-- Begin DATA SEGMENT --

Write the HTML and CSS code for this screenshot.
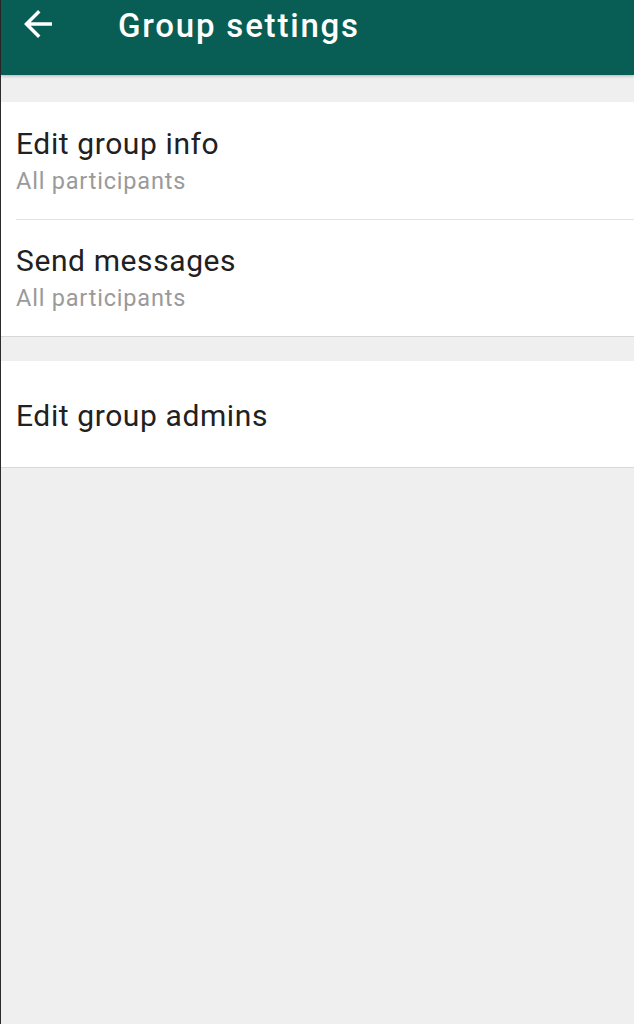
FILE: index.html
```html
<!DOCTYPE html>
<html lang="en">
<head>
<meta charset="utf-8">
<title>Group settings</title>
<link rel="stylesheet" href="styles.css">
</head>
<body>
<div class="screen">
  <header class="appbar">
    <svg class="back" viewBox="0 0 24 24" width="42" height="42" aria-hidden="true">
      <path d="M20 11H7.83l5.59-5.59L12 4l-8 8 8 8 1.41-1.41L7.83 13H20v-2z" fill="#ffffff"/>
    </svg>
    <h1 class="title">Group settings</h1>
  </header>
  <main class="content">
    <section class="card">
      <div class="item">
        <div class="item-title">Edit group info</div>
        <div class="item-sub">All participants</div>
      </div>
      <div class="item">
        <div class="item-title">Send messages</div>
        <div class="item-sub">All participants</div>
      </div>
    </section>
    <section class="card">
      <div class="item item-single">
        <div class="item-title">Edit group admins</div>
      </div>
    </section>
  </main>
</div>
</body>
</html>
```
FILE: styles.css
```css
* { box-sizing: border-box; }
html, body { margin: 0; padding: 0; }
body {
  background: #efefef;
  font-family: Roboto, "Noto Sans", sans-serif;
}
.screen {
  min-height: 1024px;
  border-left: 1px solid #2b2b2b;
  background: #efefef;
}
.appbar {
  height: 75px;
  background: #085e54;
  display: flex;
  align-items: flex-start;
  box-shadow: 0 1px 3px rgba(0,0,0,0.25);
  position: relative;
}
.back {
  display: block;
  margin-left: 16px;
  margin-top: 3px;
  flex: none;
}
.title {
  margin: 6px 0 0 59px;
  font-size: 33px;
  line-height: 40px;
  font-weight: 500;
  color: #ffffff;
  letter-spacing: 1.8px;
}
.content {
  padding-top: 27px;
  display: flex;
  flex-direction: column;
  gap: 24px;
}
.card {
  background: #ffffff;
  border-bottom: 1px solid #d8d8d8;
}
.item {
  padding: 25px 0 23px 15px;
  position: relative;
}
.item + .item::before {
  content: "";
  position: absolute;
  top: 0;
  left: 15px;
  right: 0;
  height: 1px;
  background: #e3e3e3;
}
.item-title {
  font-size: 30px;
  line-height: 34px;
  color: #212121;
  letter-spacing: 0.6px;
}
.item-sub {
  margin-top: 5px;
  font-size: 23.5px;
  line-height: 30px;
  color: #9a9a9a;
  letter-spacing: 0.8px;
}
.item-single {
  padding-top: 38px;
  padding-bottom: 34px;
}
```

-- End DATA SEGMENT --

| THE EXERCISE |
The material above holds pictures; copy everything else in it exactly.

| WRITTEN ANSWER |
Write the HTML and CSS code for this screenshot.
FILE: index.html
```html
<!DOCTYPE html>
<html lang="en">
<head>
<meta charset="utf-8">
<title>Group settings</title>
<link rel="stylesheet" href="styles.css">
</head>
<body>
<div class="screen">
  <header class="appbar">
    <svg class="back" viewBox="0 0 24 24" width="42" height="42" aria-hidden="true">
      <path d="M20 11H7.83l5.59-5.59L12 4l-8 8 8 8 1.41-1.41L7.83 13H20v-2z" fill="#ffffff"/>
    </svg>
    <h1 class="title">Group settings</h1>
  </header>
  <main class="content">
    <section class="card">
      <div class="item">
        <div class="item-title">Edit group info</div>
        <div class="item-sub">All participants</div>
      </div>
      <div class="item">
        <div class="item-title">Send messages</div>
        <div class="item-sub">All participants</div>
      </div>
    </section>
    <section class="card">
      <div class="item item-single">
        <div class="item-title">Edit group admins</div>
      </div>
    </section>
  </main>
</div>
</body>
</html>
```
FILE: styles.css
```css
* { box-sizing: border-box; }
html, body { margin: 0; padding: 0; }
body {
  background: #efefef;
  font-family: Roboto, "Noto Sans", sans-serif;
}
.screen {
  min-height: 1024px;
  border-left: 1px solid #2b2b2b;
  background: #efefef;
}
.appbar {
  height: 75px;
  background: #085e54;
  display: flex;
  align-items: flex-start;
  box-shadow: 0 1px 3px rgba(0,0,0,0.25);
  position: relative;
}
.back {
  display: block;
  margin-left: 16px;
  margin-top: 3px;
  flex: none;
}
.title {
  margin: 6px 0 0 59px;
  font-size: 33px;
  line-height: 40px;
  font-weight: 500;
  color: #ffffff;
  letter-spacing: 1.8px;
}
.content {
  padding-top: 27px;
  display: flex;
  flex-direction: column;
  gap: 24px;
}
.card {
  background: #ffffff;
  border-bottom: 1px solid #d8d8d8;
}
.item {
  padding: 25px 0 23px 15px;
  position: relative;
}
.item + .item::before {
  content: "";
  position: absolute;
  top: 0;
  left: 15px;
  right: 0;
  height: 1px;
  background: #e3e3e3;
}
.item-title {
  font-size: 30px;
  line-height: 34px;
  color: #212121;
  letter-spacing: 0.6px;
}
.item-sub {
  margin-top: 5px;
  font-size: 23.5px;
  line-height: 30px;
  color: #9a9a9a;
  letter-spacing: 0.8px;
}
.item-single {
  padding-top: 38px;
  padding-bottom: 34px;
}
```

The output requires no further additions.